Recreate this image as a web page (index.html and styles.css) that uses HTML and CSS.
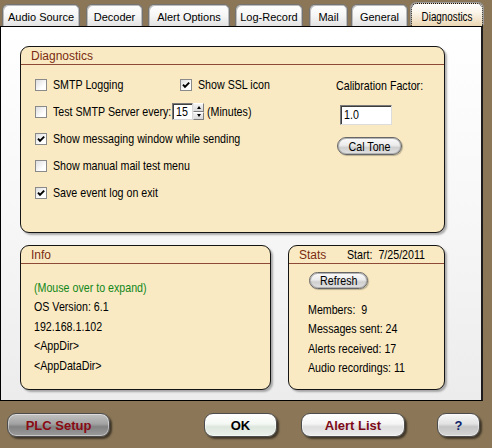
FILE: index.html
```html
<!DOCTYPE html>
<html>
<head>
<meta charset="utf-8">
<title>Diagnostics</title>
<link rel="stylesheet" href="styles.css">
</head>
<body>
<div class="window">
  <nav class="tabs">
    <div class="tab t1">Audio Source</div>
    <div class="tab t2">Decoder</div>
    <div class="tab t3">Alert Options</div>
    <div class="tab t4">Log-Record</div>
    <div class="tab t5">Mail</div>
    <div class="tab t6">General</div>
    <div class="tab t7 active"><span class="nc">Diagnostics</span></div>
  </nav>
  <main class="panel">
    <section class="group diag">
      <header class="ghead"><span class="gtitle">Diagnostics</span></header>
      <div class="diag-body">
        <div class="opts">
          <div class="row split">
            <label class="cb"><span class="box"></span><span class="n">SMTP Logging</span></label>
            <label class="cb ssl"><span class="box"><svg class="tick" viewBox="0 0 10 10"><path d="M2 4.6 L4 6.9 L8.2 2.6"/></svg></span><span class="n">Show SSL icon</span></label>
          </div>
          <div class="row split">
            <label class="cb"><span class="box"></span><span class="n">Test SMTP Server every:</span></label>
            <div class="spinwrap">
              <span class="spin"><span class="spin-val"><span class="n">15</span></span><span class="spin-btns"><span class="sb up"></span><span class="sb down"></span></span></span>
              <span class="minutes n">(Minutes)</span>
            </div>
          </div>
          <div class="row">
            <label class="cb"><span class="box"><svg class="tick" viewBox="0 0 10 10"><path d="M2 4.6 L4 6.9 L8.2 2.6"/></svg></span><span class="n">Show messaging window while sending</span></label>
          </div>
          <div class="row">
            <label class="cb"><span class="box"></span><span class="n">Show manual mail test menu</span></label>
          </div>
          <div class="row">
            <label class="cb"><span class="box"><svg class="tick" viewBox="0 0 10 10"><path d="M2 4.6 L4 6.9 L8.2 2.6"/></svg></span><span class="n">Save event log on exit</span></label>
          </div>
        </div>
        <div class="cal">
          <div class="cal-label"><span class="n">Calibration Factor:</span></div>
          <div class="cal-input"><span class="n">1.0</span></div>
          <div class="pill cal-btn"><span class="nc">Cal Tone</span></div>
        </div>
      </div>
    </section>
    <div class="lower">
      <section class="group info">
        <header class="ghead"><span class="gtitle">Info</span></header>
        <div class="info-body">
          <div class="line green">(Mouse over to expand)</div>
          <div class="line">OS Version: 6.1</div>
          <div class="line">192.168.1.102</div>
          <div class="line">&lt;AppDir&gt;</div>
          <div class="line">&lt;AppDataDir&gt;</div>
        </div>
      </section>
      <section class="group stats">
        <header class="ghead"><span class="gtitle">Stats</span><span class="start n">Start:&nbsp; 7/25/2011</span></header>
        <div class="stats-body">
          <div class="pill refresh"><span class="nc">Refresh</span></div>
          <div class="stats-lines">
            <div class="line">Members:&nbsp; 9</div>
            <div class="line">Messages sent: 24</div>
            <div class="line">Alerts received: 17</div>
            <div class="line">Audio recordings: 11</div>
          </div>
        </div>
      </section>
    </div>
  </main>
  <footer class="buttons">
    <div class="btn plc">PLC Setup</div>
    <div class="btn ok">OK</div>
    <div class="btn alert">Alert List</div>
    <div class="btn help">?</div>
  </footer>
</div>
</body>
</html>
```
FILE: styles.css
```css
* { box-sizing: border-box; }
html, body { margin: 0; padding: 0; }
body {
  background: #8b7758;
  font-family: "Liberation Sans", Arial, sans-serif;
  font-size: 13px;
  color: #000;
}
.window {
  width: 492px;
  height: 448px;
  background: #8b7758;
  overflow: hidden;
}

/* narrow text (Arial Narrow look) */
.n, .nc {
  display: inline-block;
  white-space: nowrap;
  transform: scaleX(0.82);
  transform-origin: 0 50%;
}
.nc { transform-origin: 50% 50%; }

/* tabs */
.tabs {
  height: 26px;
  display: flex;
  align-items: flex-end;
  padding-left: 2px;
}
.tab {
  height: 22px;
  border: 1px solid #747474;
  border-bottom: none;
  border-radius: 6px 6px 0 0;
  background: linear-gradient(#ffffff, #f6f6f6 50%, #e3e3e3);
  box-shadow: inset 1px 1px 0 #bcbcbc, inset -1px 0 0 #bcbcbc;
  font-size: 11px;
  display: flex;
  align-items: center;
  justify-content: center;
  padding-top: 3px;
  white-space: nowrap;
}
.t1 { width: 78px; }
.t2 { width: 57px; margin-left: 6px; }
.t3 { width: 82px; margin-left: 5px; }
.t4 { width: 68px; margin-left: 5px; }
.t5 { width: 39px; margin-left: 6px; }
.t6 { width: 57px; margin-left: 3px; }
.t7 { width: 72px; margin-left: 3px; }
.tab.active {
  height: 23px;
  border: 1px dotted #111;
  border-bottom: none;
  background: linear-gradient(#ffffff, #fbf4e8 40%, #ecd7b4);
  box-shadow: -1px -1px 0 #9a9a9a, 1px -1px 0 #9a9a9a;
  font-size: 12px;
  padding-top: 4px;
}

/* main panel */
.panel {
  width: 483px;
  height: 375px;
  border: 1px solid #000;
  border-right: 2px solid #1c1c1c;
  background: linear-gradient(#ffffff, #f7f7f7 50%, #ececec);
  padding: 19px 0 0 19px;
}
.group {
  background: #f9eac3;
  border: 1px solid #141414;
  border-radius: 9px;
  box-shadow: 2px 2px 2px rgba(0, 0, 0, 0.3);
}
.ghead {
  height: 18px;
  border-bottom: 1px solid #8d4b37;
  padding-left: 10px;
  display: flex;
  align-items: center;
}
.gtitle {
  font-size: 12px;
  color: #7b2c12;
}

/* diagnostics */
.diag { width: 425px; height: 187px; }
.diag-body {
  display: grid;
  grid-template-columns: 301px auto;
  padding: 6px 0 0 14px;
}
.row {
  height: 27px;
  display: flex;
  align-items: center;
}
.split > :first-child { width: 137px; }
.cb {
  display: flex;
  align-items: center;
  gap: 6px;
  white-space: nowrap;
}
.ssl { margin-left: 8px; }
.box {
  width: 12px;
  height: 12px;
  border: 1px solid #8a8a8a;
  background: linear-gradient(135deg, #dedede, #ffffff 70%);
  display: flex;
  align-items: center;
  justify-content: center;
  flex: none;
}
.tick { width: 10px; height: 10px; }
.tick path { fill: none; stroke: #000; stroke-width: 1.9; }

.spinwrap { display: flex; align-items: center; }
.spin {
  display: flex;
  height: 17px;
}
.spin-val {
  width: 21px;
  height: 17px;
  background: #fff;
  border: 1px solid;
  border-color: #7a7a7a #d8d8d8 #d8d8d8 #7a7a7a;
  box-shadow: inset 1px 1px 0 #404040;
  padding-left: 3px;
  line-height: 15px;
}
.spin-btns {
  width: 11px;
  display: flex;
  flex-direction: column;
}
.sb {
  flex: 1;
  background: linear-gradient(#f4f4f4, #d8d8d8);
  border: 1px solid;
  border-color: #ffffff #7d7d7d #7d7d7d #e6e6e6;
  display: flex;
  align-items: center;
  justify-content: center;
}
.sb::after {
  content: "";
  width: 0;
  height: 0;
  border-left: 2.5px solid transparent;
  border-right: 2.5px solid transparent;
}
.up::after { border-bottom: 3px solid #000; }
.down::after { border-top: 3px solid #000; }
.minutes { margin-left: 3px; }

.cal {
  display: flex;
  flex-direction: column;
  align-items: flex-start;
}
.cal-label {
  height: 29px;
  line-height: 29px;
}
.cal-input {
  margin: 5px 0 0 4px;
  width: 52px;
  height: 20px;
  background: #fff;
  border: 1px solid;
  border-color: #7a7a7a #dcdcdc #dcdcdc #7a7a7a;
  box-shadow: inset 1px 1px 0 #3c3c3c;
  padding-left: 3px;
  line-height: 18px;
}
.pill {
  border: 1px solid #666;
  border-radius: 9px;
  background: linear-gradient(#fbfbfb, #ececec 45%, #cfcfcf 60%, #e2e2e2);
  box-shadow: inset 0 0 0 1px #b3b3b3, 1px 1px 1px rgba(0, 0, 0, 0.25);
  display: flex;
  align-items: center;
  justify-content: center;
  white-space: nowrap;
}
.cal-btn {
  margin: 12px 0 0 1px;
  width: 65px;
  height: 18px;
}

/* lower groups */
.lower {
  display: flex;
  margin-top: 12px;
}
.info { width: 251px; height: 145px; }
.stats { width: 157px; height: 145px; margin-left: 17px; }
.info-body { padding: 14px 0 0 13px; }
.line {
  height: 19.4px;
  line-height: 19.4px;
  white-space: nowrap;
  transform: scaleX(0.82);
  transform-origin: 0 50%;
}
.green { color: #12881a; }
.start { margin-left: 21px; }
.stats-body { padding: 8px 0 0 20px; }
.refresh { width: 59px; height: 17px; }
.stats-lines { margin-top: 11px; margin-left: -1px; }

/* bottom buttons */
.buttons {
  display: flex;
  padding-top: 12px;
}
.btn {
  height: 24px;
  border-radius: 9px;
  border: 1px solid #4c4c4c;
  box-shadow: 2px 2px 2px rgba(0, 0, 0, 0.55), inset 0 0 0 1px rgba(255, 255, 255, 0.45);
  font-weight: bold;
  font-size: 13px;
  display: flex;
  align-items: center;
  justify-content: center;
  white-space: nowrap;
}
.plc {
  margin-left: 7px;
  width: 103px;
  background: linear-gradient(#c2c2c2, #a2a2a2 45%, #828282 58%, #9c9c9c);
  color: #8a0a14;
}
.ok {
  margin-left: 94px;
  width: 73px;
  background: linear-gradient(#ffffff, #f4f8f4 45%, #dde6dd 58%, #eaf0ea);
}
.alert {
  margin-left: 24px;
  width: 104px;
  background: linear-gradient(#ffffff, #f5f5f5 45%, #dedede 58%, #ececec);
  color: #7d0a18;
}
.help {
  margin-left: 32px;
  width: 43px;
  background: linear-gradient(#f8f8f8, #e2e2e2 45%, #c4c4c4 58%, #d6d6d6);
  color: #0b1f6b;
}
```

########

» Work to be completed
How many lines of the data contain the word "index"? Answer with the number alone.

» Result
2